++++ Data excerpt ++++
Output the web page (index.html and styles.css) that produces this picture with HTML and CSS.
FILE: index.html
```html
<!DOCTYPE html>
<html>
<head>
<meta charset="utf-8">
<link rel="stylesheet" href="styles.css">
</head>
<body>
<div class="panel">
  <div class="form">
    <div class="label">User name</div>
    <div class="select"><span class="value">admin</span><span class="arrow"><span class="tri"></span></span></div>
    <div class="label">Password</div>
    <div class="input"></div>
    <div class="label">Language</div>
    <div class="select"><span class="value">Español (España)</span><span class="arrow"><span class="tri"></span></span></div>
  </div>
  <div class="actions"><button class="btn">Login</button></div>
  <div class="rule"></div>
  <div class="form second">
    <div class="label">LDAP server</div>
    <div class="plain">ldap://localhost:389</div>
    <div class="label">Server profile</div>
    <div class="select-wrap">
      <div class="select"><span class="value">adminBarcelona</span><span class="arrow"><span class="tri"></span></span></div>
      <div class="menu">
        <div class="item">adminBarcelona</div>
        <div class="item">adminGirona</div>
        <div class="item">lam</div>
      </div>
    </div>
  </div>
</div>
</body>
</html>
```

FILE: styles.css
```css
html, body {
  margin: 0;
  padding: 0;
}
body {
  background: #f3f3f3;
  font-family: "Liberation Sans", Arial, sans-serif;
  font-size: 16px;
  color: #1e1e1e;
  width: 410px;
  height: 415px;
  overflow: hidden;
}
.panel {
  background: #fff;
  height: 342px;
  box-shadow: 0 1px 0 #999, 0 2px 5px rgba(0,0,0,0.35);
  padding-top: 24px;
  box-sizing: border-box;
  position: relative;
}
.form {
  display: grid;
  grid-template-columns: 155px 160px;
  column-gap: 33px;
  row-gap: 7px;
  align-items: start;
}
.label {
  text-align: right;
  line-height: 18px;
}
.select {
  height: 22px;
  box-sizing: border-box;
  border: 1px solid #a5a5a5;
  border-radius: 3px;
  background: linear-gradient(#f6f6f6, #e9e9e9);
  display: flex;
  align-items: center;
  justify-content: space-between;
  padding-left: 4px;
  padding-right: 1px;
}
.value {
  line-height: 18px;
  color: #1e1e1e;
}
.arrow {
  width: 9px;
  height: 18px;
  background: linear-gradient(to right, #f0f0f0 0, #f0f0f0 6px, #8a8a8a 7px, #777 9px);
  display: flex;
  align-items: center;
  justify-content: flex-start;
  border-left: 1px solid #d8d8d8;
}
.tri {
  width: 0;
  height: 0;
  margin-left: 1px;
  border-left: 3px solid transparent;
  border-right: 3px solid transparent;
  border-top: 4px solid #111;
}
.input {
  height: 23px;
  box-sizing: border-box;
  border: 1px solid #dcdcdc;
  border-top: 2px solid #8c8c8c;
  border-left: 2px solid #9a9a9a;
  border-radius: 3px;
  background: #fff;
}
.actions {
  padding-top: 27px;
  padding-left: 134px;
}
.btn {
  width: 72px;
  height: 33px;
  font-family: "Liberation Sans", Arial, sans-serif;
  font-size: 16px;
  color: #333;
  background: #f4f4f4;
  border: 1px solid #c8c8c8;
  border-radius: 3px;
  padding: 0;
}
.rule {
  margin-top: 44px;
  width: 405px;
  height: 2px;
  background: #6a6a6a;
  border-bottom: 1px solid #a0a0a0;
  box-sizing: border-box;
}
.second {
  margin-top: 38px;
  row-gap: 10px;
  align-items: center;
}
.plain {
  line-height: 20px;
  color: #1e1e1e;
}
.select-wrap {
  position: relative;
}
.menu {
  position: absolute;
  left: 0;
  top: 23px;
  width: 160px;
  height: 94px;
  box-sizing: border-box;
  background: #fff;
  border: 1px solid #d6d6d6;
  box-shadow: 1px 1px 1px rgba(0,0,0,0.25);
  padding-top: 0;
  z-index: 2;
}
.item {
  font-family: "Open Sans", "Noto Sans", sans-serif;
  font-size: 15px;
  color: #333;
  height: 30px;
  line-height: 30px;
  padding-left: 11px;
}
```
++++
Problem to work on:
Return every line exactly.

Solution:
Output the web page (index.html and styles.css) that produces this picture with HTML and CSS.
FILE: index.html
```html
<!DOCTYPE html>
<html>
<head>
<meta charset="utf-8">
<link rel="stylesheet" href="styles.css">
</head>
<body>
<div class="panel">
  <div class="form">
    <div class="label">User name</div>
    <div class="select"><span class="value">admin</span><span class="arrow"><span class="tri"></span></span></div>
    <div class="label">Password</div>
    <div class="input"></div>
    <div class="label">Language</div>
    <div class="select"><span class="value">Español (España)</span><span class="arrow"><span class="tri"></span></span></div>
  </div>
  <div class="actions"><button class="btn">Login</button></div>
  <div class="rule"></div>
  <div class="form second">
    <div class="label">LDAP server</div>
    <div class="plain">ldap://localhost:389</div>
    <div class="label">Server profile</div>
    <div class="select-wrap">
      <div class="select"><span class="value">adminBarcelona</span><span class="arrow"><span class="tri"></span></span></div>
      <div class="menu">
        <div class="item">adminBarcelona</div>
        <div class="item">adminGirona</div>
        <div class="item">lam</div>
      </div>
    </div>
  </div>
</div>
</body>
</html>
```

FILE: styles.css
```css
html, body {
  margin: 0;
  padding: 0;
}
body {
  background: #f3f3f3;
  font-family: "Liberation Sans", Arial, sans-serif;
  font-size: 16px;
  color: #1e1e1e;
  width: 410px;
  height: 415px;
  overflow: hidden;
}
.panel {
  background: #fff;
  height: 342px;
  box-shadow: 0 1px 0 #999, 0 2px 5px rgba(0,0,0,0.35);
  padding-top: 24px;
  box-sizing: border-box;
  position: relative;
}
.form {
  display: grid;
  grid-template-columns: 155px 160px;
  column-gap: 33px;
  row-gap: 7px;
  align-items: start;
}
.label {
  text-align: right;
  line-height: 18px;
}
.select {
  height: 22px;
  box-sizing: border-box;
  border: 1px solid #a5a5a5;
  border-radius: 3px;
  background: linear-gradient(#f6f6f6, #e9e9e9);
  display: flex;
  align-items: center;
  justify-content: space-between;
  padding-left: 4px;
  padding-right: 1px;
}
.value {
  line-height: 18px;
  color: #1e1e1e;
}
.arrow {
  width: 9px;
  height: 18px;
  background: linear-gradient(to right, #f0f0f0 0, #f0f0f0 6px, #8a8a8a 7px, #777 9px);
  display: flex;
  align-items: center;
  justify-content: flex-start;
  border-left: 1px solid #d8d8d8;
}
.tri {
  width: 0;
  height: 0;
  margin-left: 1px;
  border-left: 3px solid transparent;
  border-right: 3px solid transparent;
  border-top: 4px solid #111;
}
.input {
  height: 23px;
  box-sizing: border-box;
  border: 1px solid #dcdcdc;
  border-top: 2px solid #8c8c8c;
  border-left: 2px solid #9a9a9a;
  border-radius: 3px;
  background: #fff;
}
.actions {
  padding-top: 27px;
  padding-left: 134px;
}
.btn {
  width: 72px;
  height: 33px;
  font-family: "Liberation Sans", Arial, sans-serif;
  font-size: 16px;
  color: #333;
  background: #f4f4f4;
  border: 1px solid #c8c8c8;
  border-radius: 3px;
  padding: 0;
}
.rule {
  margin-top: 44px;
  width: 405px;
  height: 2px;
  background: #6a6a6a;
  border-bottom: 1px solid #a0a0a0;
  box-sizing: border-box;
}
.second {
  margin-top: 38px;
  row-gap: 10px;
  align-items: center;
}
.plain {
  line-height: 20px;
  color: #1e1e1e;
}
.select-wrap {
  position: relative;
}
.menu {
  position: absolute;
  left: 0;
  top: 23px;
  width: 160px;
  height: 94px;
  box-sizing: border-box;
  background: #fff;
  border: 1px solid #d6d6d6;
  box-shadow: 1px 1px 1px rgba(0,0,0,0.25);
  padding-top: 0;
  z-index: 2;
}
.item {
  font-family: "Open Sans", "Noto Sans", sans-serif;
  font-size: 15px;
  color: #333;
  height: 30px;
  line-height: 30px;
  padding-left: 11px;
}
```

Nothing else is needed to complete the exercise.